- Challenge
Give the number of lines below that contain "page", with no other output.

──────────

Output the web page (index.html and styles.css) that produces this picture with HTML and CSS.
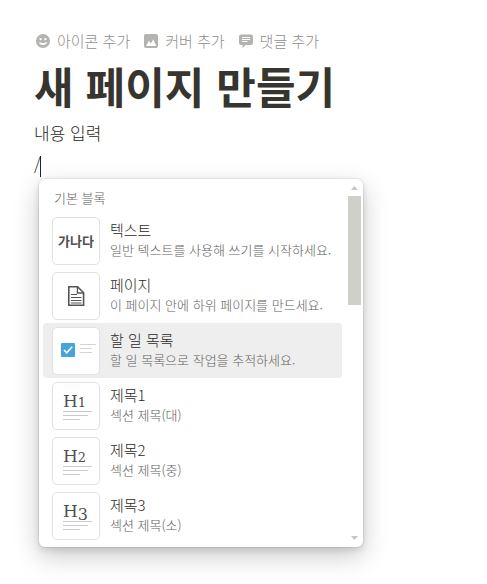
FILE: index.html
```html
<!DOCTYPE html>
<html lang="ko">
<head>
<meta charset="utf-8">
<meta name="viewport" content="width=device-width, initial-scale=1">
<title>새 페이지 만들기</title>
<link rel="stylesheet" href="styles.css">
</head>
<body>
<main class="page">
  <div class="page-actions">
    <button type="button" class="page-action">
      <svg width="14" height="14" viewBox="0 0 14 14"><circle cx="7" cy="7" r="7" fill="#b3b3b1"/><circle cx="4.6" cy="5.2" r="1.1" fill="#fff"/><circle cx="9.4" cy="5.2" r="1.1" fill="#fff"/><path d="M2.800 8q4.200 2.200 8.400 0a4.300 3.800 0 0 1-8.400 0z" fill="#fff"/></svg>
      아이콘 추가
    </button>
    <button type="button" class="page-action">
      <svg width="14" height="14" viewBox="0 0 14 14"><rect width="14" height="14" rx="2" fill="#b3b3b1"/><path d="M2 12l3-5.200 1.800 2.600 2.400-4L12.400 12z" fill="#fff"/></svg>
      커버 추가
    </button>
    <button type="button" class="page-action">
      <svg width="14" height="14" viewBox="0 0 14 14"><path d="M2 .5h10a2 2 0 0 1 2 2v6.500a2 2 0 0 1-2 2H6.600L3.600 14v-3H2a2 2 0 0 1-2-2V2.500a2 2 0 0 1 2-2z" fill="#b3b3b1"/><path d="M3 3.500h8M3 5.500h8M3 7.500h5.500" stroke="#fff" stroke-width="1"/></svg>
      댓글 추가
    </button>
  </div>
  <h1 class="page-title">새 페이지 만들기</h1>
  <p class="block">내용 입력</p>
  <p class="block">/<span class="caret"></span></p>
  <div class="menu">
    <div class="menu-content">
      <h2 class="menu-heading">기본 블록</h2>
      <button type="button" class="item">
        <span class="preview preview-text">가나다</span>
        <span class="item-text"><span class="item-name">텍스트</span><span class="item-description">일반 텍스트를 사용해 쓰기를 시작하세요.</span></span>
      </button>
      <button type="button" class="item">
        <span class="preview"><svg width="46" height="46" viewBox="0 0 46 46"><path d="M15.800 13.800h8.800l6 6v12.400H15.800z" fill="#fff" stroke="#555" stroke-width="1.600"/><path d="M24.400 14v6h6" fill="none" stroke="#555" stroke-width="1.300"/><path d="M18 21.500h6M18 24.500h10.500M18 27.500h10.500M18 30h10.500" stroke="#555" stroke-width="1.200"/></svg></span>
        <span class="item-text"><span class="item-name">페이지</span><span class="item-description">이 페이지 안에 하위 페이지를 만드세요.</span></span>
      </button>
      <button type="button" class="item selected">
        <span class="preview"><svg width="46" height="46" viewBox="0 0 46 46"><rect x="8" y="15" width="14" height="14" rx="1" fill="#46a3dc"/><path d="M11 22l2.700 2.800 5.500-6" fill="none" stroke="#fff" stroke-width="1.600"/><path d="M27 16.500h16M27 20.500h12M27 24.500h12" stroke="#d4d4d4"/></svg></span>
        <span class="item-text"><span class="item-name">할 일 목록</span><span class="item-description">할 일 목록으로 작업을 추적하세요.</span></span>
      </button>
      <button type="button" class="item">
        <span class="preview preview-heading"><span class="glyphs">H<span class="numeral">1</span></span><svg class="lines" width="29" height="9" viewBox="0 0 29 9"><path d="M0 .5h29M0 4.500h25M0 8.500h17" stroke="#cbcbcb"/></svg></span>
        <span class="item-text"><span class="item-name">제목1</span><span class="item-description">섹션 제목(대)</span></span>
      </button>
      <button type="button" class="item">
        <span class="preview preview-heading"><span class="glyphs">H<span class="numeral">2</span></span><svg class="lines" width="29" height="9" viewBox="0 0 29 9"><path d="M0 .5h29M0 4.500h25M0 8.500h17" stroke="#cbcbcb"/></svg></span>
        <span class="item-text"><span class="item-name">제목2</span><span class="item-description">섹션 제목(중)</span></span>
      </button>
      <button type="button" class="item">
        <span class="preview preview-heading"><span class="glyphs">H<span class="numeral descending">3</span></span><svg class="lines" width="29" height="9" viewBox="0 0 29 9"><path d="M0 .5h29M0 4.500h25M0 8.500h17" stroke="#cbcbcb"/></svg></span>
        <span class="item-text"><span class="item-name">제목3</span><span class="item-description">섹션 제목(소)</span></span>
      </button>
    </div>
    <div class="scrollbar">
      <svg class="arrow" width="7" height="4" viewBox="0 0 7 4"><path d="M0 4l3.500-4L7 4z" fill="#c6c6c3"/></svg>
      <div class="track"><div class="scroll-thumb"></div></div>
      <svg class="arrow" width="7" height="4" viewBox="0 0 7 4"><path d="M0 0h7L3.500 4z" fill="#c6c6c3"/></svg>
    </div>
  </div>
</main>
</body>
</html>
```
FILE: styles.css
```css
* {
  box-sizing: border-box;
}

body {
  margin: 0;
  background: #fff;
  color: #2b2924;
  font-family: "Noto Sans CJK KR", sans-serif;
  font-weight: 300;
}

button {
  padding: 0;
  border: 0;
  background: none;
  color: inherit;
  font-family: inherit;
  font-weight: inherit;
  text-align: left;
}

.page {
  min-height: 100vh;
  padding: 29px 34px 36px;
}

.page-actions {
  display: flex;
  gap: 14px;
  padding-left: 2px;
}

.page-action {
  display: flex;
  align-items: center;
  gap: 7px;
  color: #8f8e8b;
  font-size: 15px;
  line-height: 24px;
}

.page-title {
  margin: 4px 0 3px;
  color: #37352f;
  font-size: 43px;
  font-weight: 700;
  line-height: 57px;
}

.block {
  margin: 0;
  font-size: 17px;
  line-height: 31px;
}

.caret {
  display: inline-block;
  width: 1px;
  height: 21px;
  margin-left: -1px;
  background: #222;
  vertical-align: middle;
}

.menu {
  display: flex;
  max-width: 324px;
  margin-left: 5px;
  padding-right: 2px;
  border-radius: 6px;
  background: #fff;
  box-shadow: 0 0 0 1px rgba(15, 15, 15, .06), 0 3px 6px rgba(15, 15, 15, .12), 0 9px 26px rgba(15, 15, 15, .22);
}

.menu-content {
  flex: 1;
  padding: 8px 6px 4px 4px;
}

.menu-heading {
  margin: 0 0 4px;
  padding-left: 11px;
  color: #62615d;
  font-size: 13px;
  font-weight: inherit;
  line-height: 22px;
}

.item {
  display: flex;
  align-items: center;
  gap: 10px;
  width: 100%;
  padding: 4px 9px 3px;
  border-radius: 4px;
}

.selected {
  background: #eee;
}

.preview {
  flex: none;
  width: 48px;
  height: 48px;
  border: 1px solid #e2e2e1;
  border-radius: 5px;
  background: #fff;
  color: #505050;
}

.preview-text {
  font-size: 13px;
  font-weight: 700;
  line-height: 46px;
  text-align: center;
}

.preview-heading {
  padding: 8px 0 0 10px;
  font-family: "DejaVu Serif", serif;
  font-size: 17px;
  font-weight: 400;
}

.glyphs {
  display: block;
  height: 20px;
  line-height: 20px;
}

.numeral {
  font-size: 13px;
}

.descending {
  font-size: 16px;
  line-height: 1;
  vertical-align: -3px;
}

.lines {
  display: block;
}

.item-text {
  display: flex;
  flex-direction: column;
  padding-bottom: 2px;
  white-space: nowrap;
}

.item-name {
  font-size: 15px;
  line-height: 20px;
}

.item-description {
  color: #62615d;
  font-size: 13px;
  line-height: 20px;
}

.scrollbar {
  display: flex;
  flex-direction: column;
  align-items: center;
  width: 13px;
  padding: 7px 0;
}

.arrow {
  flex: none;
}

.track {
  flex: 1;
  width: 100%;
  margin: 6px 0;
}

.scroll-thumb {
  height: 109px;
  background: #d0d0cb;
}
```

──────────

- Result below
11